Farewell Freeze – Government starts to win back goodwill

10 May 2017

AMA President, Dr Michael Gannon, on Budget night welcomed the announcement of a number of positive health measures, most notably an early lifting of the freeze on Medicare patient rebates. The indexation thaw will start from 1 July 2017 with bulk billing incentives for GP consultations, and continue from 1 July 2018 with standard GP consultations and other specialist consultations, then procedures from 1 July 2019, and targeted diagnostic imaging services from 1 July 2020. The lifting of the freeze on Medicare rebates will cost the Government around $1 billion.

“The AMA would have preferred to see the Medicare freeze lifted across the board from 1 July 2017, but we acknowledge that the three-stage process will provide GPs and other specialists with certainty and security about their practices, and will help address rising out-of-pocket costs for patients”, Dr Gannon said.

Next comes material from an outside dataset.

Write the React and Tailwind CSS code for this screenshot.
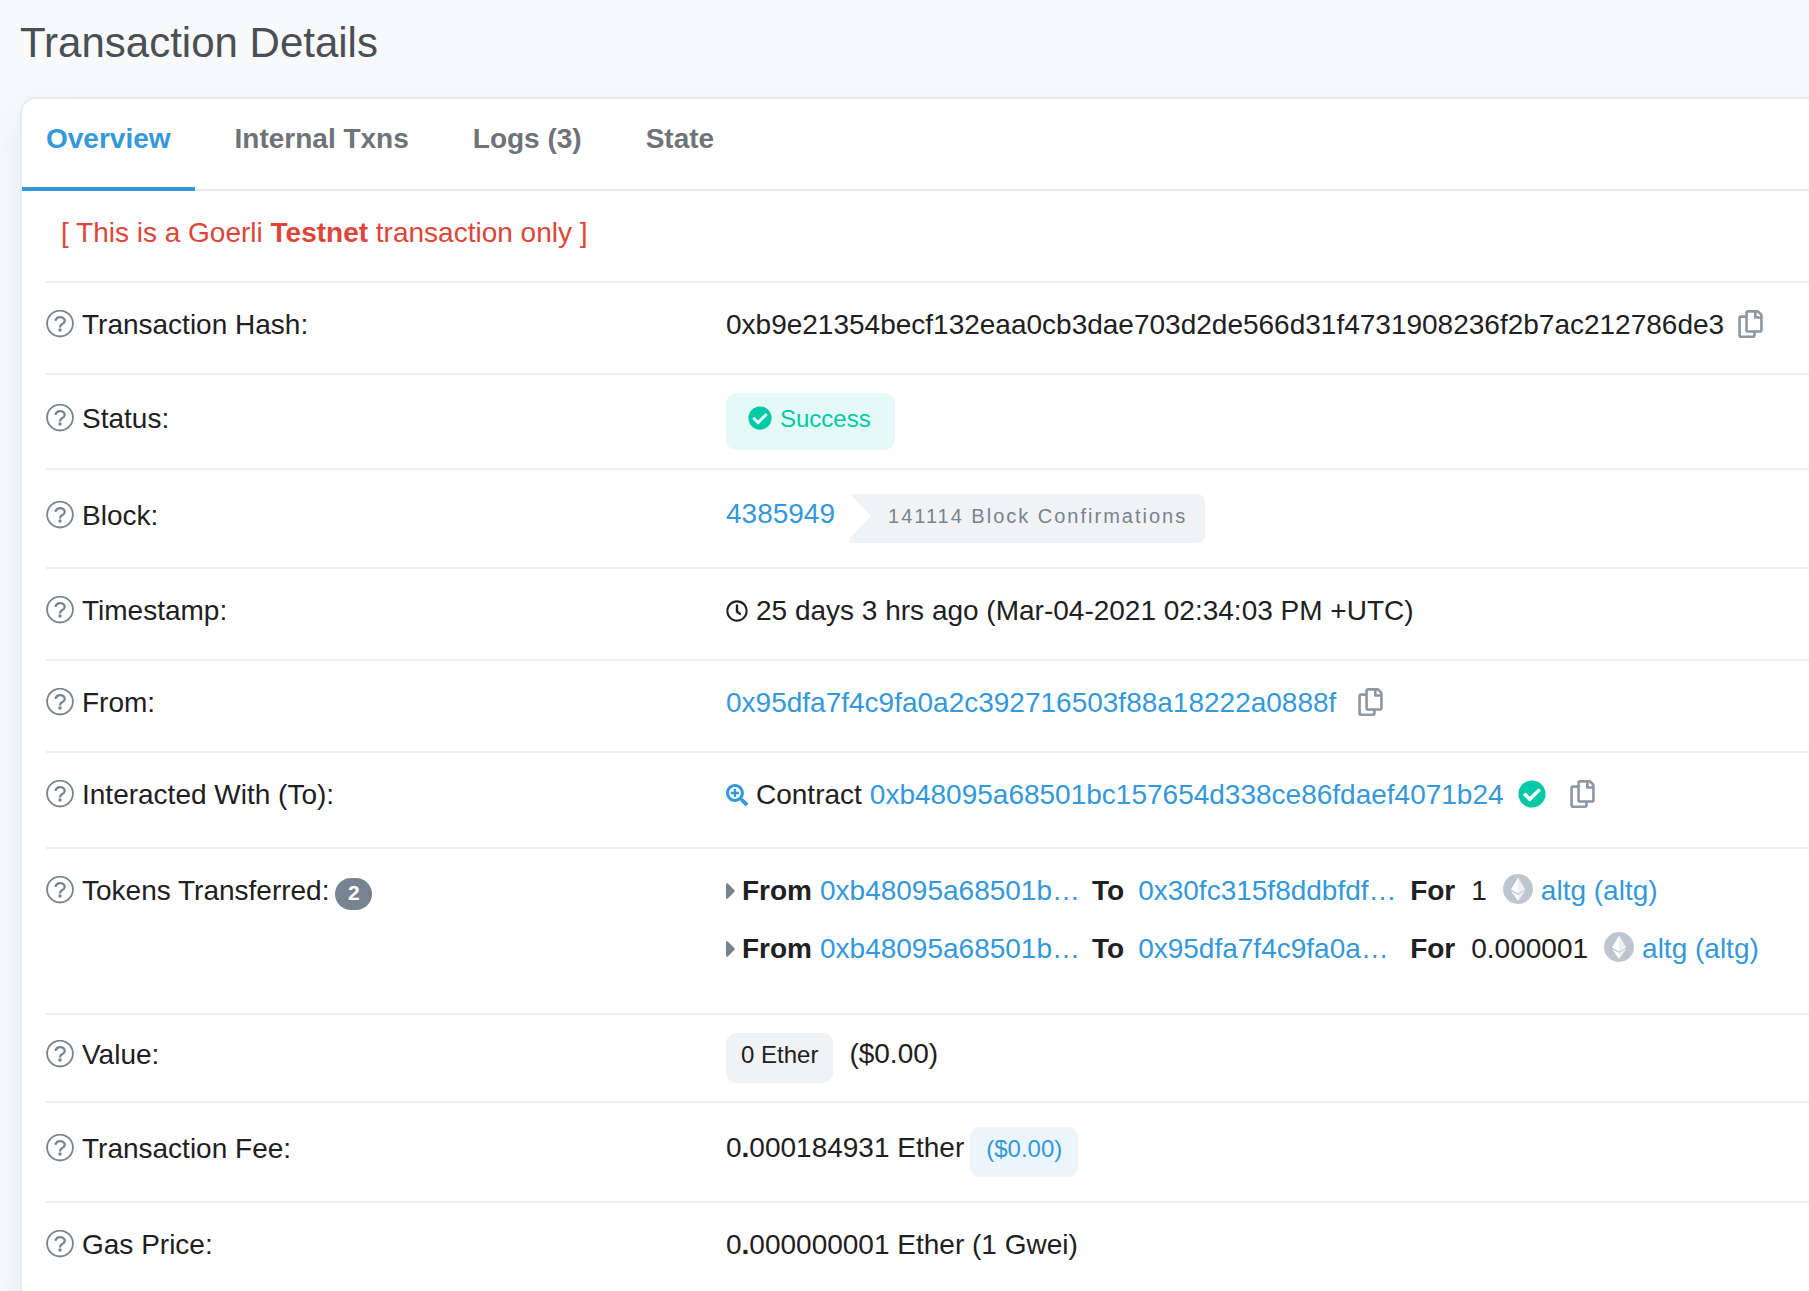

“Lifting the Medicare rebate freeze is overdue, but we welcome it.”

Dr Gannon said that the Government has also responded to AMA advocacy by: 

  • reversing proposed cuts to bulk billing incentives for diagnostic imaging and pathology services;
  • scrapping proposed changes to the Medicare Safety Net that would have penalised vulnerable patients;
  • delaying the introduction of the Health Care Homes trial until October to allow fine-tuning of the details;
  • moving to an opt-out approach for participation in the My Health Record; and
  • recognising the importance of diagnostic imaging to clinical decision-making.

Dr Gannon said the AMA supports the Government’s measures to increase the prescribing of generic medicines, when it is safe and appropriate and discussed with the patient, and preserves doctors’ clinical and prescribing independence, with savings to be invested back into the Pharmaceutical Benefits Scheme (PBS).

Dr Gannon also welcomed the Government's allocation of funding to help prevent suicide among war veterans; the expansion of the Supporting Leave for Living Organ Donors Program; measures to increase the vaccination rate; the ban on gambling ads during live sporting broadcasts before 8.30pm; and acknowledged extra funding for the Rheumatic Fever Strategy, in response to calls in the 2016 AMA Indigenous Health Report Card.

Dr Gannon said that the lifting of the Medicare freeze and the other positive measures in the Budget have come about through open discussion and engagement with the Government, and the AMA intends to build on this positive relationship with the Health Minister and the Prime Minister to achieve further benefits for patients and the health system.

Dr Gannon said that the AMA is committed to working collaboratively with the Government on:

  • the Medicare Benefits Schedule (MBS) Review process;
  • an improved system of after-hours care;
  • uptake of the My Health Record;
  • the Health Care Homes concept and trial;
  • pathology sector arrangements, including approved collection centre (ACC) rents; and
  • MBS compliance.

The AMA will make further comment following examination of the complete Budget papers across portfolios.

From a GP perspective, the key Budget measures of most relevance included the MBS indexation thaw highlighted earlier, the delay to the healthcare home trial and the decision to abandon proposed changes to the definition of market rents for approved pathology collection centres in favour of strengthened compliance measures – based on existing laws.